| Requirements |
From the entries below, work out the number of lines that hold the word "Write", and give that number alone.
--- Start Entries shown ---
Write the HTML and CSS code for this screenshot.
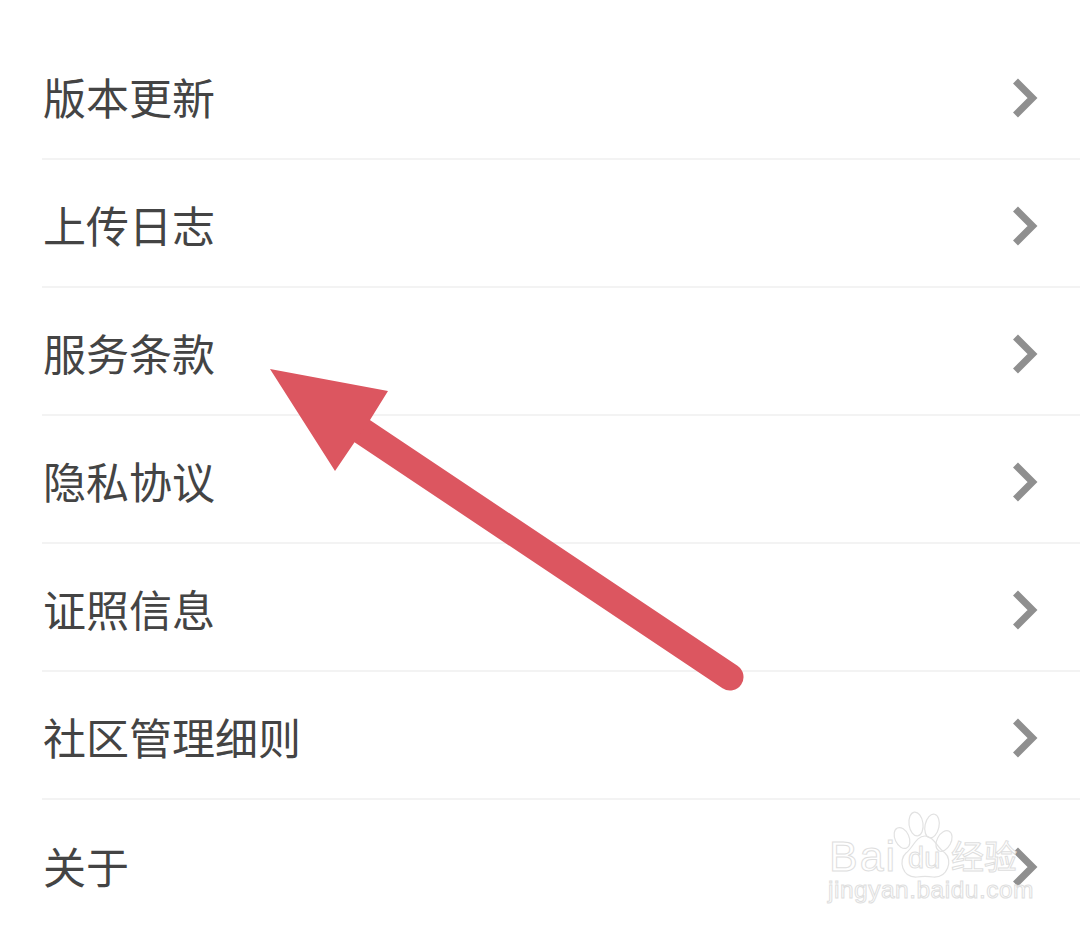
--- End Entries shown ---
--- Start Entries shown ---
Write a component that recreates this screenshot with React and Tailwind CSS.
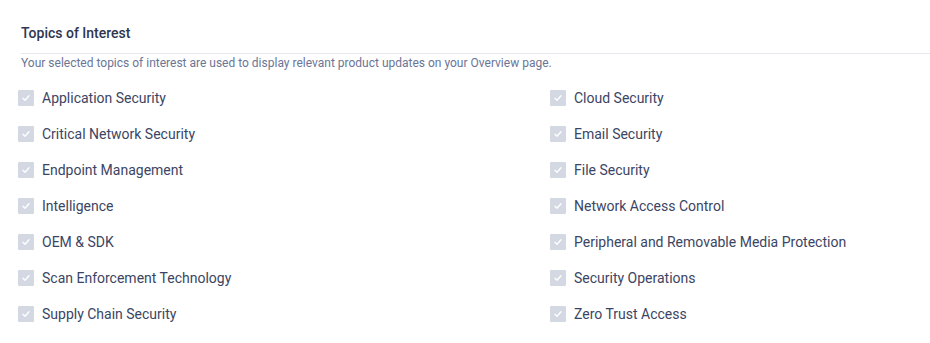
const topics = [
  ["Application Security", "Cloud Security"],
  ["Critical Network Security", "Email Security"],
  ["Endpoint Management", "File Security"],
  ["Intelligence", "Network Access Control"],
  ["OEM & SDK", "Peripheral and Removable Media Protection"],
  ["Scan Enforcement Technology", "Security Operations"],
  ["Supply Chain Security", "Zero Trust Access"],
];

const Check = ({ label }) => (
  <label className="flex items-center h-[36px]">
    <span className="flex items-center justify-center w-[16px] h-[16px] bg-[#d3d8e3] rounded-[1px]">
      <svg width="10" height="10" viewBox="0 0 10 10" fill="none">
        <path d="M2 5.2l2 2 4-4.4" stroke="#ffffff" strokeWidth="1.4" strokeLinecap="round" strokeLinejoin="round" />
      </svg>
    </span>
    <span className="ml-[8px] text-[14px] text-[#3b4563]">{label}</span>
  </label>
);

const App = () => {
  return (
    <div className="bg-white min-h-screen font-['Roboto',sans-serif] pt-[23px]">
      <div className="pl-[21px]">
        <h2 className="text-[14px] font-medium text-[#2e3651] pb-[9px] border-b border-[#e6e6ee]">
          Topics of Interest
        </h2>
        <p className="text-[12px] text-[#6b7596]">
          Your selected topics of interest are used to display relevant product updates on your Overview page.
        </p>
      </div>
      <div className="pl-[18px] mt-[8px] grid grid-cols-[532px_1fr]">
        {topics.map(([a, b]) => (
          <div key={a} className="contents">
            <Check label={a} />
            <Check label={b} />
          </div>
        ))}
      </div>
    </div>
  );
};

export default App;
--- End Entries shown ---
| Answer for this exercise |
2